Earlier in December, a non-profit called the Center for Science and Environment (CSE) released a study of Delhi’s air quality. The study, running from November to December, was conducted by attaching portable air quality monitors to a group of citizens as they went about their daily life, and then comparing the results to the data collected by the government.
“Our data is quite shocking,” said CSE director general, Sunita Narain, in a statement. “We have found that daily personal exposure to toxic air is significantly higher than the background ambient air pollution that is monitored by the Delhi Pollution Control Committee.”
The CSE study recorded levels of particulate matter (PM) 2.5, some of the most dangerous particles for human health, at three to four times India’s national standard in a 24-hour period.
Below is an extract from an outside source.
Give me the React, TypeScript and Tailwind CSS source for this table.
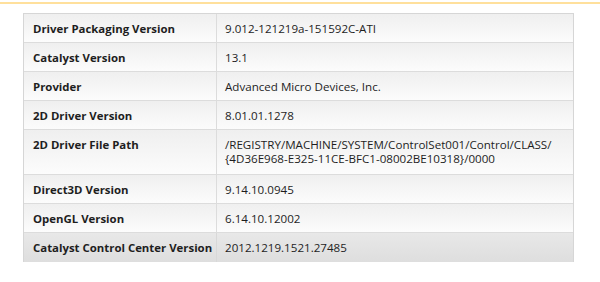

The World Health Organization ranked New Delhi as the worst city for air pollution in a study of 1,600 cities across the world earlier this year, mostly because of its high PM 2.5 and PM 10 counts.
For Rajeev Sharma, a mechanic who has been working in an engineering company in the Patparganj industrial area of the city, the pollution is a day-to-day threat to his health.
“I’m suffering from skin allergies. Even most of the people [here] are suffering from skin allergies and this is just because industries around are not following industrial pollution safety,” he said.
In another industrial area in Delhi called Mandoli, chimneys can be seen exhuming thick black smoke, and pools of polluted industrial water lie stagnant in the roads, reflecting the vehicles that spew noxious emissions above.
Satish Sharma, the director of an NGO called the Delhi Pollution Control Society, said the pollution has a lot to do with the city’s booming auto industry. Delhi has the highest vehicle density in the country, and every year about 1,400 cars are added to the city’s roads.
“Public vehicles in Delhi all run on CNG [compressed natural gas] but private vehicles still run on diesel,” he said. “People are buying more diesel cars because it’s cheaper.”
In April, the Delhi Pollution Control Society did a door-to-door survey of 118 automobile service stations in the city, none of which had the mandatory pollution safety permits from the government.
After that survey, the Delhi Pollution Control Committee, a government-run body, studied another 481 stations and found that 435 of them were not following environmental protocols either.
The pollution in the city also comes from domestic sources—people still burn coal, kerosene, cow dung and other dirty biomass fuels that the government cannot easily regulate.
“We are giving poison to our children,” said Satish. “Delhi is no longer a place to live.”
The Delhi Pollution Control Society has called for higher emission standards for vehicles, government health advisories on days when air pollution levels become dangerous, better controls on polluting industries and more alternative modes of transportation.